Lindy began her nurse training in 1979. At the end of her first year, she worked on a neurosurgical ward at GOSH and thought ‘this is it, this is what I want to do.’

She said: “I was really inspired by the ward sister, Sister Harvey, who took me under her wing, she was so full of enthusiasm that I picked it up. Everyone kept saying you need to spread your wings, but I knew this is where I want to be.”

At the time the ward was called 1BE, then Parrot ward and more recently merged with the neurology ward to become Koala Ward.

Some of the biggest changes that Lindy encountered during her career were when parents were allowed to stay alongside their children at night, and the acquisition of an MRI scanner was also a major step forward in the management of neurosurgical patients.

When asked what advice she’d give to new nurses she said: “Find a speciality you enjoy and a ward that makes you feel like you belong.

“You give empathy and care in huge amounts, but it’s no good if you’re too burnt out to give that to the next family. You have to find a balance.

“And take advantage of opportunities, GOSH is really good at supporting further education.”

Nurse Lindy is wearing a blue uniform with a tall white hat. She's sat down opening a present and smiling.

‘It’s a huge privilege to work with families’

Lindy has worked with many, many families throughout her career.

She said: “It’s a huge privilege to work with families at a time that is such a nightmare for them. You feel very fortunate to be in a position where you can perhaps make their journey a little easier.

“But it’s not about being an individual, it’s about being part of a multi-disciplinary team who work together to provide the best care possible for each child and family. It’s about supporting your colleagues, providing education and leadership, and sharing knowledge and skills within GOSH, nationally and internationally.
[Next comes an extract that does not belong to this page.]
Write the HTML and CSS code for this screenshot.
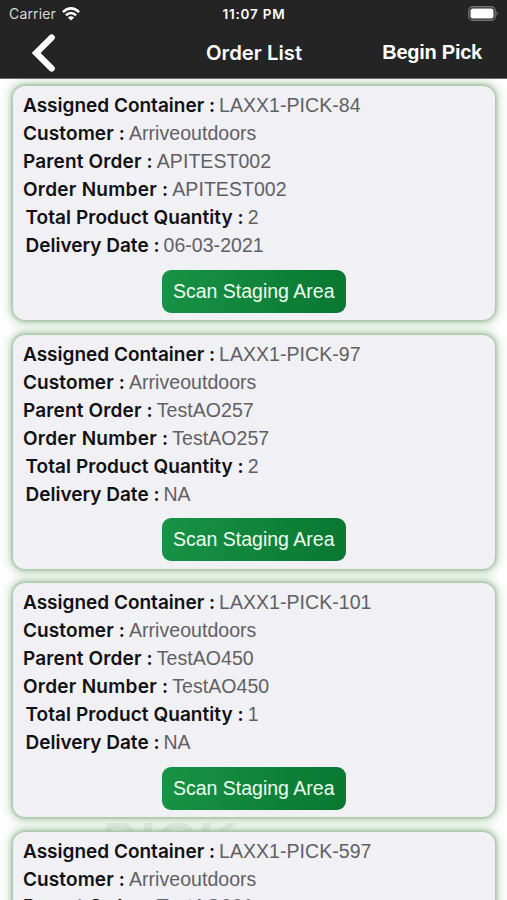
FILE: index.html
```html
<!DOCTYPE html>
<html lang="en">
<head>
<meta charset="utf-8">
<title>Order List</title>
<link rel="stylesheet" href="styles.css">
</head>
<body>
<header class="header">
  <div class="status">
    <div class="carrier"><span>Carrier</span>
      <svg class="wifi" viewBox="0 0 18 14"><g fill="none" stroke="#fff" stroke-width="2.5"><path d="M.9 5.1Q9-2.4 17.1 5.1"/><path d="M3.9 8.3Q9 3.7 14.1 8.3"/></g><path d="M5.9 10.5Q9 7.9 12.1 10.5L9 13.6Z" fill="#fff"/></svg>
    </div>
    <div class="clock">11:07 PM</div>
    <svg class="battery" viewBox="0 0 31 15"><rect x=".8" y=".8" width="26.4" height="13.4" rx="4" fill="none" stroke="#737373" stroke-width="1.4"/><rect x="2.5" y="2.5" width="23" height="10" rx="2.3" fill="#fff"/><path d="M28.5 5Q31 7.5 28.5 10Z" fill="#737373"/></svg>
  </div>
  <nav class="nav">
    <svg class="back" viewBox="0 0 24 38"><path d="M19.7 3.5 4.2 19 19.7 34.5" fill="none" stroke="#fff" stroke-width="6.2" stroke-linecap="round" stroke-linejoin="miter"/></svg>
    <h1 class="title">Order List</h1>
    <span class="action">Begin Pick</span>
  </nav>
</header>
<main class="list">
  <div class="watermark">PICK</div>
  <article class="card">
    <p class="row"><b class="assigned">Assigned Container :</b><span>LAXX1-PICK-84</span></p>
    <p class="row"><b class="customer">Customer :</b><span>Arriveoutdoors</span></p>
    <p class="row"><b class="parent">Parent Order :</b><span>APITEST002</span></p>
    <p class="row"><b class="number">Order Number :</b><span>APITEST002</span></p>
    <p class="row inset"><b class="quantity">Total Product Quantity :</b><span>2</span></p>
    <p class="row inset"><b>Delivery Date :</b><span>06-03-2021</span></p>
    <button class="scan">Scan Staging Area</button>
  </article>
  <article class="card">
    <p class="row"><b class="assigned">Assigned Container :</b><span>LAXX1-PICK-97</span></p>
    <p class="row"><b class="customer">Customer :</b><span>Arriveoutdoors</span></p>
    <p class="row"><b class="parent">Parent Order :</b><span>TestAO257</span></p>
    <p class="row"><b class="number">Order Number :</b><span>TestAO257</span></p>
    <p class="row inset"><b class="quantity">Total Product Quantity :</b><span>2</span></p>
    <p class="row inset"><b>Delivery Date :</b><span>NA</span></p>
    <button class="scan">Scan Staging Area</button>
  </article>
  <article class="card">
    <p class="row"><b class="assigned">Assigned Container :</b><span>LAXX1-PICK-101</span></p>
    <p class="row"><b class="customer">Customer :</b><span>Arriveoutdoors</span></p>
    <p class="row"><b class="parent">Parent Order :</b><span>TestAO450</span></p>
    <p class="row"><b class="number">Order Number :</b><span>TestAO450</span></p>
    <p class="row inset"><b class="quantity">Total Product Quantity :</b><span>1</span></p>
    <p class="row inset"><b>Delivery Date :</b><span>NA</span></p>
    <button class="scan">Scan Staging Area</button>
  </article>
  <article class="card">
    <p class="row"><b class="assigned">Assigned Container :</b><span>LAXX1-PICK-597</span></p>
    <p class="row tight"><b class="customer">Customer :</b><span>Arriveoutdoors</span></p>
    <p class="row"><b class="parent">Parent Order :</b><span>TestAO001</span></p>
  </article>
</main>
</body>
</html>
```
FILE: styles.css
```css
* { box-sizing: border-box; }
body {
  margin: 0;
  height: 900px;
  overflow: hidden;
  background: #fff;
  font-family: Inter, "Liberation Sans", sans-serif;
  display: flex;
  flex-direction: column;
}
.header {
  height: 79px;
  flex: none;
  background: #242424;
  border-bottom: 1px solid #6c6c6c;
  color: #fff;
}
.status {
  height: 27px;
  padding: 0 8px 0 9px;
  display: grid;
  grid-template-columns: 1fr auto 1fr;
  align-items: center;
}
.carrier {
  display: flex;
  align-items: center;
  gap: 6px;
  font-size: 14px;
  letter-spacing: .15px;
  color: #d8d8d8;
}
.wifi { width: 18px; height: 14px; }
.clock { font-size: 13.5px; font-weight: 600; letter-spacing: .8px; }
.battery { width: 31px; height: 15px; justify-self: end; }
.nav {
  height: 51px;
  padding: 0 25px 0 32px;
  display: grid;
  grid-template-columns: 1fr 98px 1fr;
  align-items: center;
}
.back { width: 24px; height: 38px; }
.title {
  margin: 0 0 0 -2px;
  font-size: 20.3px;
  font-weight: 600;
  letter-spacing: 0;
  white-space: nowrap;
}
.action { justify-self: end; font: bold 20px "Liberation Sans", sans-serif; letter-spacing: -.25px; }
.list {
  position: relative;
  z-index: 0;
  flex: 1;
  min-height: 0;
  overflow: hidden;
  padding: 7px 12.5px 0 13px;
}
.watermark {
  position: absolute;
  z-index: 3;
  left: 99px;
  top: 739px;
  height: 13px;
  overflow: hidden;
  padding-right: 6px;
  font: italic bold 54px/46px "Liberation Sans", sans-serif;
  letter-spacing: 2px;
  color: rgba(60, 90, 60, .08);
}
.card {
  position: relative;
  z-index: 2;
  height: 234px;
  margin-bottom: 14.5px;
  padding: 5px 10px 0;
  border-radius: 12px;
  background: #f1f0f5;
  box-shadow: 0 0 4px 1px rgba(66, 120, 66, .5), 0 0 10px 5px rgba(66, 140, 66, .22);
  display: flex;
  flex-direction: column;
}
.row {
  margin: 0;
  height: 28px;
  flex: none;
  display: flex;
  align-items: baseline;
  gap: 4px;
  line-height: 28px;
  font-size: 19.5px;
  color: #606064;
  white-space: nowrap;
}
.row b { font-weight: 600; font-size: 19px; color: #111114; }
.row span { font-family: "Liberation Sans", sans-serif; letter-spacing: .05px; }
.row .customer { letter-spacing: .1px; }
.row .parent { letter-spacing: .15px; }
.row .number { letter-spacing: .25px; }
.row .quantity { letter-spacing: .06px; }
.inset { padding-left: 2.5px; }
.tight { height: 27px; }
.scan {
  align-self: center;
  width: 184px;
  height: 43px;
  margin-top: 10.5px;
  flex: none;
  padding: 0;
  border: 0;
  border-radius: 9px;
  background: linear-gradient(100deg, #189346, #087731);
  color: #effff1;
  font: 19.5px "Liberation Sans", sans-serif;
}
```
“There are of course many tears, but there is also humour and laughter, and that's one of the many things that is so special about working with children”.

Lindy retired in 2020, but in the past few months has returned to GOSH as a volunteer, with her therapy dog, Ruby. Lindy and Ruby also volunteer at her local hospital.

She said, “When I was at work I could see how much pleasure the therapy dogs brought to staff, patients and families.

“They just make people smile, and that's a great thing to do.”